2. **Dominant Relationships:** The **"Like"** (31.5%) and **"Publish"** (28.8%) relationships account for over 60% of all connections, suggesting the platform's primary functions are social engagement and content publication.
3. **Major Flows:** The most significant flow is users publishing models (User -> Model, orange). The second most significant is users liking spaces (User -> Space, red).
4. **Model Provenance:** Models are connected to their origins through "Trained Or Finetuned On," "Finetune," and "Adapter" relationships from Datasets, and "Cite" relationships from Papers.

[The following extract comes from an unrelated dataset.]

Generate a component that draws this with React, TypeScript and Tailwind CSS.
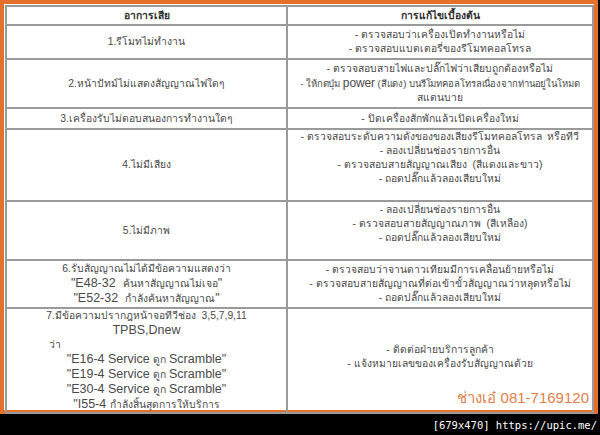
import React from "react";

type Row = {
  h: string;
  left: React.ReactNode;
  right: React.ReactNode;
};

// Latin parts of the text are set in a wider face than the Thai
function L({ children, className = "text-[12.5px]" }: { children: React.ReactNode; className?: string }) {
  return <span className={"font-['Liberation_Sans',Arial,sans-serif] " + className}>{children}</span>;
}

const rows: Row[] = [
  {
    h: "h-[34px]",
    left: <div>1.รีโมทไม่ทำงาน</div>,
    right: (
      <>
        <div>- ตรวจสอบว่าเครื่องเปิดทำงานหรือไม่</div>
        <div>- ตรวจสอบแบตเตอรี่ของรีโมทคอลโทรล</div>
      </>
    ),
  },
  {
    h: "h-[49px]",
    left: <div>2.หน้าปัทม์ไม่แสดงสัญญาณไฟใดๆ</div>,
    right: (
      <>
        <div>- ตรวจสอบสายไฟและปลั๊กไฟว่าเสียบถูกต้องหรือไม่</div>
        <div className="whitespace-nowrap text-[9.5px] tracking-[-0.1px]">
          - ให้กดปุ่ม <L className="text-[12px]">power</L> (สีแดง) บนรีโมทคอลโทรลเนื่องจากท่านอยู่ในโหมด
        </div>
        <div>สแตนบาย</div>
      </>
    ),
  },
  {
    h: "h-[21px]",
    left: <div>3.เครื่องรับไม่ตอบสนองการทำงานใดๆ</div>,
    right: <div>- ปิดเครื่องสักพักแล้วเปิดเครื่องใหม่</div>,
  },
  {
    h: "h-[71px]",
    left: <div>4.ไม่มีเสียง</div>,
    right: (
      <>
        <div>- ตรวจสอบระดับความดังของของเสียงรีโมทคอลโทรล&nbsp; หรือทีวี</div>
        <div>- ลองเปลี่ยนช่องรายการอื่น</div>
        <div>- ตรวจสอบสายสัญญาณเสียง&nbsp; (สีแดงและขาว)</div>
        <div>- ถอดปลั๊กแล้วลองเสียบใหม่</div>
        <div>&nbsp;</div>
      </>
    ),
  },
  {
    h: "h-[59px]",
    left: <div>5.ไม่มีภาพ</div>,
    right: (
      <>
        <div>- ลองเปลี่ยนช่องรายการอื่น</div>
        <div>- ตรวจสอบสายสัญญาณภาพ&nbsp; (สีเหลือง)</div>
        <div>- ถอดปลั๊กแล้วลองเสียบใหม่</div>
        <div>&nbsp;</div>
      </>
    ),
  },
  {
    h: "h-[48px]",
    left: (
      <>
        <div>6.รับสัญญาณไม่ได้มีข้อความแสดงว่า</div>
        <div>
          <L>"E48-32&nbsp; </L>ค้นหาสัญญาณไม่เจอ<L>"</L>
        </div>
        <div>
          <L>"E52-32&nbsp; </L>กำลังค้นหาสัญญาณ<L>"</L>
        </div>
      </>
    ),
    right: (
      <>
        <div>- ตรวจสอบว่าจานดาวเทียมมีการเคลื่อนย้ายหรือไม่</div>
        <div>- ตรวจสอบสายสัญญาณที่ต่อเข้าขั้วสัญญาณว่าหลุดหรือไม่</div>
        <div>- ถอดปลั๊กแล้วลองเสียบใหม่</div>
      </>
    ),
  },
  {
    h: "h-[104px]",
    left: (
      <>
        <div>7.มีข้อความปรากฎหน้าจอทีวีช่อง&nbsp; 3,5,7,9,11</div>
        <div>
          <L>TPBS,Dnew</L>
        </div>
        <div className="pl-[42px] text-left">ว่า</div>
        <div>
          <L>"E16-4 Service </L>ดูก <L>Scramble"</L>
        </div>
        <div>
          <L>"E19-4 Service </L>ดูก <L>Scramble"</L>
        </div>
        <div>
          <L>"E30-4 Service </L>ดูก <L>Scramble"</L>
        </div>
        <div>
          <L>"I55-4 </L>กำลังสิ้นสุดการให้บริการ
        </div>
      </>
    ),
    right: (
      <div className="pb-2">
        <div>- ติดต่อฝ่ายบริการลูกค้า</div>
        <div>- แจ้งหมายเลขของเครื่องรับสัญญาณด้วย</div>
      </div>
    ),
  },
];

export default function App() {
  return (
    <div className="w-[600px] h-[435px] bg-black overflow-hidden font-[Tahoma,'Liberation_Sans',sans-serif] text-[10.3px] leading-[14px] text-[#4a4a4a]">
      <div className="relative w-[598px] h-[414px] border-4 border-[#e5702c] bg-white pl-px pt-px">
        <table className="w-[587px] table-fixed border-collapse text-center">
          <colgroup>
            <col className="w-[281px]" />
            <col className="w-[306px]" />
          </colgroup>
          <thead>
            <tr className="h-[19px]">
              <th className="border-2 border-[#9a9a9a] font-bold text-[#2e2e2e]">อาการเสีย</th>
              <th className="border-2 border-[#9a9a9a] font-bold text-[#2e2e2e]">การแก้ไขเบื้องต้น</th>
            </tr>
          </thead>
          <tbody>
            {rows.map((r, i) => (
              <tr key={i} className={r.h}>
                <td className="border-2 border-[#9a9a9a] align-middle p-0">{r.left}</td>
                <td className="border-2 border-[#9a9a9a] align-middle p-0">{r.right}</td>
              </tr>
            ))}
          </tbody>
        </table>
        {/* watermark stamped over the last cell */}
        <div className="absolute right-[5px] bottom-[3px] font-['Liberation_Sans',sans-serif] text-[15px] leading-[18px] text-[#e2804c]">
          ช่างเอ๋ 081-7169120
        </div>
      </div>
      <div className="flex h-[21px] items-center justify-end pr-[3px] font-['DejaVu_Sans_Mono',monospace] text-[10.5px] text-white">
        [679x470]&nbsp;https://upic.me/
      </div>
    </div>
  );
}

5. **Self-Referential Loops:** Both "User" (Follow) and "Model" (Quantize, Merge) have self-referential loops, indicating actions taken on the same entity type.
### Interpretation
This Sankey diagram maps the relational structure of a collaborative platform for machine learning, resembling ecosystems like Hugging Face. The data suggests a vibrant community where **Users** and **Organizations** are the primary actors, heavily engaged in **Publishing** and **Liking** content.
The central role of **Models** (46% of entities) highlights that the platform is model-centric. The thick "Publish" flow from Users to Models indicates a high volume of model sharing. The "Like" flows show strong user engagement with both Models and Spaces (which likely host collections of models/datasets).
The diagram reveals the lifecycle and provenance of models: they are **Published** by users/orgs, **Contained** within Spaces/Collections, **Defined For** specific Tasks, and **Trained/Finetuned** on Datasets. The presence of "Cite" from Papers to Models suggests an academic or research-oriented layer where models are referenced in scholarly work.
The minimal percentage for "Task" (0.0%) and its very low count (52) is a notable outlier. This could mean tasks are a very granular or newly introduced category, or that the "Defined For" relationship is not the primary way models are categorized on this platform. The diagram effectively visualizes a knowledge graph where social interaction (Like, Follow) and content contribution (Publish, Contain) are the fundamental drivers connecting users to machine learning artifacts.